## The request
Using the data below, gather each line that includes the word "screenshot".
(begin)
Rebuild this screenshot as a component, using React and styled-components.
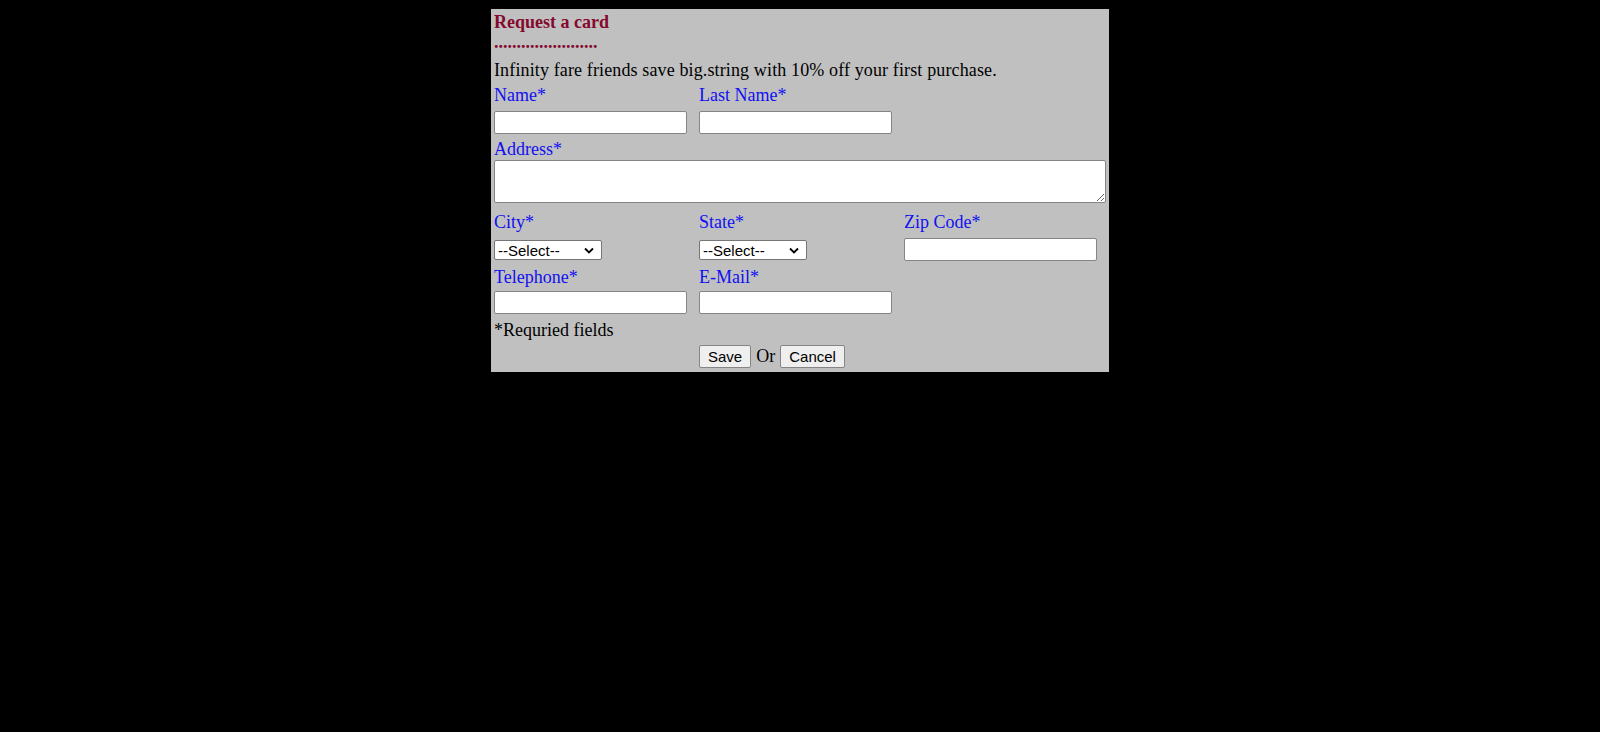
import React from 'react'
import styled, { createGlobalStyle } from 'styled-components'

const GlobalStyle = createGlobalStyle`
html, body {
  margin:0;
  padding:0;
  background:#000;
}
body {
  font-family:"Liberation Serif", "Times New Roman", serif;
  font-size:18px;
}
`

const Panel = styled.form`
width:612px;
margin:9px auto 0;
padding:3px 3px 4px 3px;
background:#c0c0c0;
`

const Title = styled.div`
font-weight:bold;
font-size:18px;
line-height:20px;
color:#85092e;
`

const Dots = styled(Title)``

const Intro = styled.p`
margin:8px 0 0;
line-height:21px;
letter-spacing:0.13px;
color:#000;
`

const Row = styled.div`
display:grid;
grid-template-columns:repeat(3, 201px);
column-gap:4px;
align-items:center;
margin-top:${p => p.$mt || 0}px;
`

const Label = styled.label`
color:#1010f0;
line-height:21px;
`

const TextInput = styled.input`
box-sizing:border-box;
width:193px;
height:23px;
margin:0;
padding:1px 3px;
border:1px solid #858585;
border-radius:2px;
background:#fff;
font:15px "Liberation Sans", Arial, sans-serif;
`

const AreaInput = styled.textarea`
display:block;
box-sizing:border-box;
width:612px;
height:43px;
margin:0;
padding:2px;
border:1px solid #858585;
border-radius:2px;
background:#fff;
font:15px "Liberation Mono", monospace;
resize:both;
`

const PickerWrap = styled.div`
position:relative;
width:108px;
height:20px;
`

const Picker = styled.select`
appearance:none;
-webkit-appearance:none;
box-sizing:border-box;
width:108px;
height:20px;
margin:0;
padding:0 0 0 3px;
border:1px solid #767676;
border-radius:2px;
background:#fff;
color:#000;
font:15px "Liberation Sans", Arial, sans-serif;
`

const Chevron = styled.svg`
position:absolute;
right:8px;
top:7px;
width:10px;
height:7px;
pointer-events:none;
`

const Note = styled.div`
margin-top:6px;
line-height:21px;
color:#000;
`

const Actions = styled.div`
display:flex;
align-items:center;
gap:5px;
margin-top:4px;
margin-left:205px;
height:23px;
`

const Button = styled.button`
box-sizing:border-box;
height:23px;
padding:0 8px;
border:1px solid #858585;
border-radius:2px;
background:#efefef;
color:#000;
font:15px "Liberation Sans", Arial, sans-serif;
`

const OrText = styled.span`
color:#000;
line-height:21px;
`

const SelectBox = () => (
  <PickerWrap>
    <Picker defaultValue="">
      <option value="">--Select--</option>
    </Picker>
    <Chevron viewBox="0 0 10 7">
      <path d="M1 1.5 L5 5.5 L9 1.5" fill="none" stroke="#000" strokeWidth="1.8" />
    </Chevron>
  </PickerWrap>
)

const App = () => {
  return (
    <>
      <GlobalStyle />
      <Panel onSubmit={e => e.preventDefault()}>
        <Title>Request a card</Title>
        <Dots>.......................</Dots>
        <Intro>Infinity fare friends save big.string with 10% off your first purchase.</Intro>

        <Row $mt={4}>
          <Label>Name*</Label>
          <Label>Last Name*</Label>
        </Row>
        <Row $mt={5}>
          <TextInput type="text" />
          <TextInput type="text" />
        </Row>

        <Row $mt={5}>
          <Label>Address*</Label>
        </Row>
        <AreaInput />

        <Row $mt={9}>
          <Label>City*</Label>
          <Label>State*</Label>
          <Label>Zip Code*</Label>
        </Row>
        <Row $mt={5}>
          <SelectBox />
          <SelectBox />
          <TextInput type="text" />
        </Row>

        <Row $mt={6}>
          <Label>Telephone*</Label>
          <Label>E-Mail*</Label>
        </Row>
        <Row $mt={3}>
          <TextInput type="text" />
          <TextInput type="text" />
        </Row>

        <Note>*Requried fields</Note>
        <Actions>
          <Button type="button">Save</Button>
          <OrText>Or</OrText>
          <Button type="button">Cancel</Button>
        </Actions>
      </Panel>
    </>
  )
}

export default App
(end)
(begin)
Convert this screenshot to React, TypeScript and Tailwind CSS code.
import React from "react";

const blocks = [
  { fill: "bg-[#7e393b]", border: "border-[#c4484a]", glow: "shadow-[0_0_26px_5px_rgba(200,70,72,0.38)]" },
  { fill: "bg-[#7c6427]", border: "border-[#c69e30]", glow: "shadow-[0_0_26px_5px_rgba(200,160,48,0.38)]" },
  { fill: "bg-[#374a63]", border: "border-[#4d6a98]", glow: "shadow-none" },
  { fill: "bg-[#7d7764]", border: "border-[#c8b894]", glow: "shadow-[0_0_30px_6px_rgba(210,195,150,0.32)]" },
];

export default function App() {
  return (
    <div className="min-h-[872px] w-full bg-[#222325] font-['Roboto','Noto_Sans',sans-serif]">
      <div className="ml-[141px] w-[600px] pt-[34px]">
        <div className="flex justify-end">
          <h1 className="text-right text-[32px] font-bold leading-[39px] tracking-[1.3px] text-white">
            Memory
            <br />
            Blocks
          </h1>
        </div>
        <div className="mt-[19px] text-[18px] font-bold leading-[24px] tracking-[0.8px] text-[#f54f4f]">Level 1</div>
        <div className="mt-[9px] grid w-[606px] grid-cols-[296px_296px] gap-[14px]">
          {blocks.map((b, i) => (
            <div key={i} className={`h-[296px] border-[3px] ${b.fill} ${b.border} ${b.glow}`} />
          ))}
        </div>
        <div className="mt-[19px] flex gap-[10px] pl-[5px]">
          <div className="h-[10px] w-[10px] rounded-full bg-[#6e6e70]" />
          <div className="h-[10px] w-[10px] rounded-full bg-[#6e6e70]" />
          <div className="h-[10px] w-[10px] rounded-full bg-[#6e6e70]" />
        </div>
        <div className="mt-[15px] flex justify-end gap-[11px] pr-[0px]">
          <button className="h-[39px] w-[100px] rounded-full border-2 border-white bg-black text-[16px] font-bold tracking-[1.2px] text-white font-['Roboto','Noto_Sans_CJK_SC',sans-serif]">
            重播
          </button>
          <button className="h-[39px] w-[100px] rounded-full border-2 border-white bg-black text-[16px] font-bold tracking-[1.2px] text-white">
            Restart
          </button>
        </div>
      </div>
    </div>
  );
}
(end)
## Result of this task
Rebuild this screenshot as a component, using React and styled-components.
Convert this screenshot to React, TypeScript and Tailwind CSS code.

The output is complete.